I have an opinion that if a company has a specific role of 'DevOps Engineer' they are doing DevOps wrong. Also Jira and Scrum are absolutely not needed at all to do DevOps.

2 comments

As a careerlong DevOps guy, I’ve heard many times that “if your job title has DevOps in it, your company is doing DevOps wrong” – overwhelmingly from people with “DevOps” in their job title, delivered with a mordant laugh.
I'm a bit cynically happy to find out I'm not the only one with this opinion. I've never held a DevOps title though.
The reality is that most companies that need the help or cultural change won’t have need to even use the term so it’s a catch 22.
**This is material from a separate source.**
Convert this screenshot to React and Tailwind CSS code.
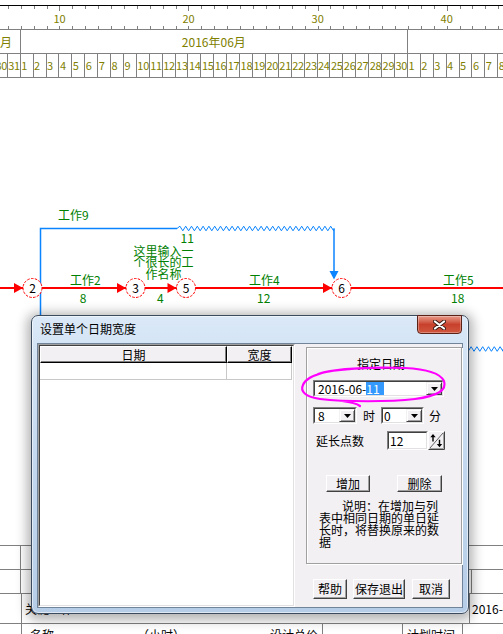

devops or sre might as well be a euphemism for sysadmin that can write a little python
SRE is a software engineering position -- someone needs to write the software (such as Kubernetes) that sysadmins use. It also requires a good understanding of lower-level languages, since someone who only knows Python will have a difficult time debugging a kernel panic or weird mutex issue in multi-threaded C++.
If a SRE only knows one language I'd be skeptical. Most SREs I know know multiple languages. That goes for SRE-SWEs and SRE-SEs.